The view he is opposing, then, is the Epicurean one, where the gods, if they exist at all, exist far removed from the lives of men, about whom they care nothing at all. There is no providence; there is no divine love. For Warfield, in contrast, "the fundamental conception in the Christian idea of God is that God is love; and the fundamental dogma of the Christian religion is that God so loved us that He gave Himself for us." So, to reiterate: God is capable of self-sacrifice.

Second, we should apply this divine example to our own lives in imitation of Christ. For Warfield, "a life of self-sacrificing unselfishness is the most divinely beautiful that man can lead." The adverbial modifier is significant: there is something of the divine in the imitation of the most fully human life ever lived, something exalted in purposive humility. Christ is not only Savior; he is also model and exemplar. There is an important distinction to be noted in this connection. That is, what Warfield and Paul call their readers to is not self-devaluation, but self denial: "[I]t is not self-depreciation, but self-abnegation, that is...commended to us....[W]e must...not degrade ourselves but forget ourselves, and seek every man not his own things but those of others."

Warfield goes on to note that such an attitude is essential for all well-functioning, healthful human society, in both world and church--and this far more than the other "ideal of life" so regular in human affairs: 
We see its working on every side of us : in the competition of business life, -- in the struggle for wealth on the one side, forcing a struggle for bare bread on the other ; in social life, -- in the fierce battle of men and women for leading parts in the farce of social display ; even in the church itself, and among the churches, where, too, unhappily, arrogant pretension and unchristian self-assertion do not fail to find their temporal reward. But it is clear that this is not Christ's ideal, nor is it to this that He has set us His perfect example.
The divine ideal, rather, calls us to "self-forgetfulness and self-sacrifice," that is, to ministry, for Christ "by His ministry has glorified all ministering forever."

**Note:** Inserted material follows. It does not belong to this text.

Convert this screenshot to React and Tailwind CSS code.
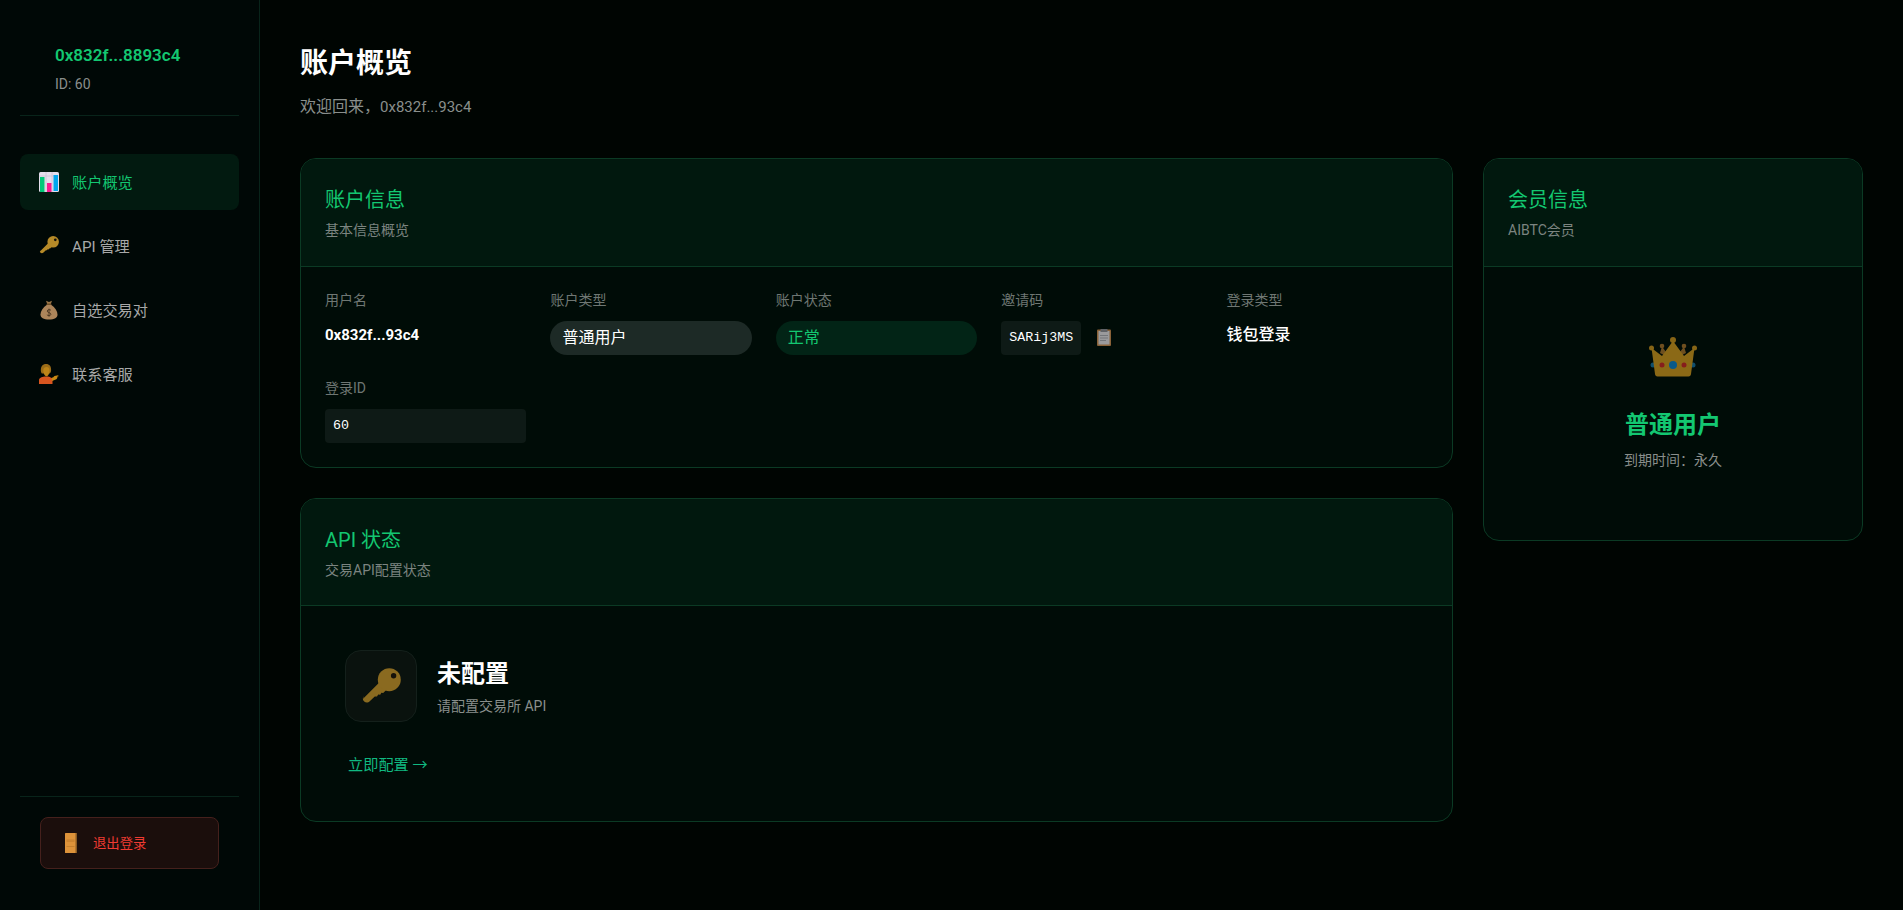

Third, such self-sacrifice is to be unlimited, both in terms of its depth vis-a-vis the individual and its breadth vis-a-vis the Christian society. With respect to the individual, the imitation of Christ's example is not restricted to only a part of our lives; it is not "some self-denial but all self-sacrifice" that is required. With respect to the Christian society, the imitation of Christ's example is not restricted to a specifically "religious" class of Christians, "but to all who would be Christ's servants." How can we say anything else when we reflect upon what God has done? "Into the immeasurable calm of the divine blessedness He permitted this thought to enter, 'I will die for men!'" Thus, when we apply this thought to ourselves, we are to say, "Let all thought of our dignity, our possessions, our rights, perish out of sight, when Christ's service calls to us."

Fourth, we should remember that this call is not to a life of morbidity; it is not an unnatural denial of human life (he again quotes Tennyson, this time from "St. Telemachus"). The life to which Christ calls the Christian "issues not in the destruction of the self, but only in the destruction of selfishness." Warfield memorably remarks that self-denial leads "not to unselfing ourselves, but to unselfishing ourselves." 

Equally importantly in our own day is Warfield's insistence that the self-denial Paul is after is not an exercise in self-cultivation. It is for the sake of others, not our own. The latter, for Warfield, is "ascetic, monkish." 
It concentrates our whole attention on self -- self-knowledge, self-control -- and can, therefore, eventuate in nothing other than the very apotheosis of selfishness. At best it succeeds only in subjecting the outer self to the inner self, or the lower self to the higher self; and only the more surely falls into the slough of self-seeking, that it partially conceals the selfishness of its goal by refining its ideal of self and excluding its grosser and more outward elements. Self-denial, then, drives to the cloister; narrows and contracts the soul; murders within us all innocent desires, dries up all the springs of sympathy, and nurses and coddles our self-importance until we grow so great in our own esteem as to be careless of the trials and sufferings, the joys and aspirations, the strivings and failures and successes of our fellow-men. Self-denial, thus understood, will make us cold, hard, unsympathetic, -- proud, arrogant, self-esteeming, -- fanatical, overbearing, cruel. It may make monks and Stoics, -- it cannot make Christians.
The above quotation is long, but it is worth pondering, particularly at a time when the so-called "Benedict Option" is receiving so much attention. "Self-sacrifice," Warfield says, "means not indifference to our times and our fellows: it means absorption in them." Our way in the world has nothing to do with lifestyle preference or the advertisement of the meticulously crafted self. Our way is to be the way of service; it is the way of the cross. For Christians, it is not one choice among many. It is the lofty call of the lowly Lord Jesus Christ, who, being God, "made himself of no reputation, and took upon him the form of a servant, and was made in the likeness of men: and being found in fashion as a man, he humbled himself, and became obedient unto death, even the death of the cross." May that mind which was in Him be in us as well.
O God, who resistest the proud, and givest grace to the humble; Grant to us that true humility, whereof Thine only-begotten Son hath given in Himself an example to the faithful; that by our foolish pride we may never provoke Thine indignation, but receive the gifts of Thy grace in lowliness; through Jesus Christ our Lord. Amen[1]


Notes:

[1] Book of Common Worship, pp.145-6.